[start]

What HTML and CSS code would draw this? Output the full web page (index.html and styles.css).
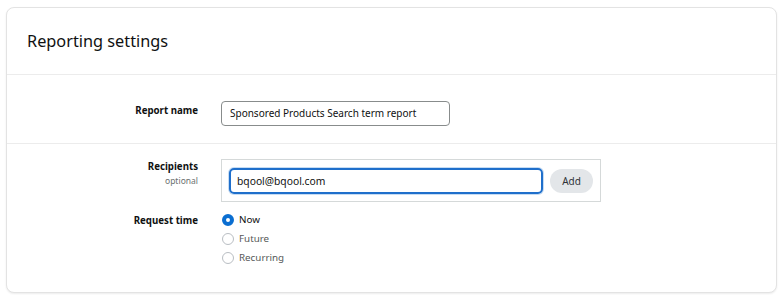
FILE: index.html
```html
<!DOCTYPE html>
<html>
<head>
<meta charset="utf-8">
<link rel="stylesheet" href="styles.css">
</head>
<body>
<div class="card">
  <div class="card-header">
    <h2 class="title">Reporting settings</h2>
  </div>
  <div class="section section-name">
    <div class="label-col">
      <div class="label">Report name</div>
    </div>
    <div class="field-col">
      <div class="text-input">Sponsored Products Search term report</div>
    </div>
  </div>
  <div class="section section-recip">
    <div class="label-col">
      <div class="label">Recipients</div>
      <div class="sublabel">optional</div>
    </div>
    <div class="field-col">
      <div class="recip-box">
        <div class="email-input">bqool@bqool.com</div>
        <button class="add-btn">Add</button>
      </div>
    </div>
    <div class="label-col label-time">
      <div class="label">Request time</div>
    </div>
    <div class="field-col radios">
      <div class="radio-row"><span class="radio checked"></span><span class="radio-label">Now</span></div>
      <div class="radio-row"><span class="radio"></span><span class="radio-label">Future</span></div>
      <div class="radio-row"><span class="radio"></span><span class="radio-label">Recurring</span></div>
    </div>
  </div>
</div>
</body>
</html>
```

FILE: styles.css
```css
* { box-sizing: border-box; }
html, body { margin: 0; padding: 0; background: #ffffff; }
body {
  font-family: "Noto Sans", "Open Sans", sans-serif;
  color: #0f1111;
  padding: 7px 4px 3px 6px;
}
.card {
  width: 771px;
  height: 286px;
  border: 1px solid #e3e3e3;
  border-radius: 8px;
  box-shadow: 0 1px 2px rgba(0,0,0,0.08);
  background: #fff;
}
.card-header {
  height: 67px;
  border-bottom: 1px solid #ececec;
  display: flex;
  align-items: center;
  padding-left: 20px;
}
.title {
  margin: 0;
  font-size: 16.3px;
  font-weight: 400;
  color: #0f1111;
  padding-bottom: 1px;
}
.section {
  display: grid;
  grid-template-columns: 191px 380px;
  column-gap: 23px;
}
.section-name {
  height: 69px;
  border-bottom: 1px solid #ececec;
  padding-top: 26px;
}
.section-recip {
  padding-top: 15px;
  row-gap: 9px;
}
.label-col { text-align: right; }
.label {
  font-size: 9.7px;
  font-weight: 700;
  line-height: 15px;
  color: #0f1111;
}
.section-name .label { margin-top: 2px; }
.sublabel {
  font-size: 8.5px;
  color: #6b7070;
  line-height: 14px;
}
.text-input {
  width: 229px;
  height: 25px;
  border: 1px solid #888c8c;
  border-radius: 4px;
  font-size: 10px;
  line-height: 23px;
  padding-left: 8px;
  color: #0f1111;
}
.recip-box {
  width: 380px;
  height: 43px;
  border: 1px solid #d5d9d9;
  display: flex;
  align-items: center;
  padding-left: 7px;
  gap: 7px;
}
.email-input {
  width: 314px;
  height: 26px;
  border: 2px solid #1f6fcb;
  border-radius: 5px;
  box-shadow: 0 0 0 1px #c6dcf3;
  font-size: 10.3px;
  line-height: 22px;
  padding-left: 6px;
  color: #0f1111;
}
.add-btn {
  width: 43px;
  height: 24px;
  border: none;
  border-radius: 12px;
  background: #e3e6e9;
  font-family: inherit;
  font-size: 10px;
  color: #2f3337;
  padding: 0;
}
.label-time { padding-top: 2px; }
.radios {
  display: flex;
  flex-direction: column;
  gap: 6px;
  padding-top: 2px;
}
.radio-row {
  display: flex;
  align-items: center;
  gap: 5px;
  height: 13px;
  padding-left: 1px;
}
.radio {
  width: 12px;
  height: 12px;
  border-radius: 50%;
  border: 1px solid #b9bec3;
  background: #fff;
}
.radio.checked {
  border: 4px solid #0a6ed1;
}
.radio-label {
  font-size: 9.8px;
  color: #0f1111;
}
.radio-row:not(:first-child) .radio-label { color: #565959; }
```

[end]

DIRECTIONS FOR THIS TASK.
Transcribe the material exactly, leaving every picture out.

ANSWER TO THIS PROBLEM.
What HTML and CSS code would draw this? Output the full web page (index.html and styles.css).
FILE: index.html
```html
<!DOCTYPE html>
<html>
<head>
<meta charset="utf-8">
<link rel="stylesheet" href="styles.css">
</head>
<body>
<div class="card">
  <div class="card-header">
    <h2 class="title">Reporting settings</h2>
  </div>
  <div class="section section-name">
    <div class="label-col">
      <div class="label">Report name</div>
    </div>
    <div class="field-col">
      <div class="text-input">Sponsored Products Search term report</div>
    </div>
  </div>
  <div class="section section-recip">
    <div class="label-col">
      <div class="label">Recipients</div>
      <div class="sublabel">optional</div>
    </div>
    <div class="field-col">
      <div class="recip-box">
        <div class="email-input">bqool@bqool.com</div>
        <button class="add-btn">Add</button>
      </div>
    </div>
    <div class="label-col label-time">
      <div class="label">Request time</div>
    </div>
    <div class="field-col radios">
      <div class="radio-row"><span class="radio checked"></span><span class="radio-label">Now</span></div>
      <div class="radio-row"><span class="radio"></span><span class="radio-label">Future</span></div>
      <div class="radio-row"><span class="radio"></span><span class="radio-label">Recurring</span></div>
    </div>
  </div>
</div>
</body>
</html>
```

FILE: styles.css
```css
* { box-sizing: border-box; }
html, body { margin: 0; padding: 0; background: #ffffff; }
body {
  font-family: "Noto Sans", "Open Sans", sans-serif;
  color: #0f1111;
  padding: 7px 4px 3px 6px;
}
.card {
  width: 771px;
  height: 286px;
  border: 1px solid #e3e3e3;
  border-radius: 8px;
  box-shadow: 0 1px 2px rgba(0,0,0,0.08);
  background: #fff;
}
.card-header {
  height: 67px;
  border-bottom: 1px solid #ececec;
  display: flex;
  align-items: center;
  padding-left: 20px;
}
.title {
  margin: 0;
  font-size: 16.3px;
  font-weight: 400;
  color: #0f1111;
  padding-bottom: 1px;
}
.section {
  display: grid;
  grid-template-columns: 191px 380px;
  column-gap: 23px;
}
.section-name {
  height: 69px;
  border-bottom: 1px solid #ececec;
  padding-top: 26px;
}
.section-recip {
  padding-top: 15px;
  row-gap: 9px;
}
.label-col { text-align: right; }
.label {
  font-size: 9.7px;
  font-weight: 700;
  line-height: 15px;
  color: #0f1111;
}
.section-name .label { margin-top: 2px; }
.sublabel {
  font-size: 8.5px;
  color: #6b7070;
  line-height: 14px;
}
.text-input {
  width: 229px;
  height: 25px;
  border: 1px solid #888c8c;
  border-radius: 4px;
  font-size: 10px;
  line-height: 23px;
  padding-left: 8px;
  color: #0f1111;
}
.recip-box {
  width: 380px;
  height: 43px;
  border: 1px solid #d5d9d9;
  display: flex;
  align-items: center;
  padding-left: 7px;
  gap: 7px;
}
.email-input {
  width: 314px;
  height: 26px;
  border: 2px solid #1f6fcb;
  border-radius: 5px;
  box-shadow: 0 0 0 1px #c6dcf3;
  font-size: 10.3px;
  line-height: 22px;
  padding-left: 6px;
  color: #0f1111;
}
.add-btn {
  width: 43px;
  height: 24px;
  border: none;
  border-radius: 12px;
  background: #e3e6e9;
  font-family: inherit;
  font-size: 10px;
  color: #2f3337;
  padding: 0;
}
.label-time { padding-top: 2px; }
.radios {
  display: flex;
  flex-direction: column;
  gap: 6px;
  padding-top: 2px;
}
.radio-row {
  display: flex;
  align-items: center;
  gap: 5px;
  height: 13px;
  padding-left: 1px;
}
.radio {
  width: 12px;
  height: 12px;
  border-radius: 50%;
  border: 1px solid #b9bec3;
  background: #fff;
}
.radio.checked {
  border: 4px solid #0a6ed1;
}
.radio-label {
  font-size: 9.8px;
  color: #0f1111;
}
.radio-row:not(:first-child) .radio-label { color: #565959; }
```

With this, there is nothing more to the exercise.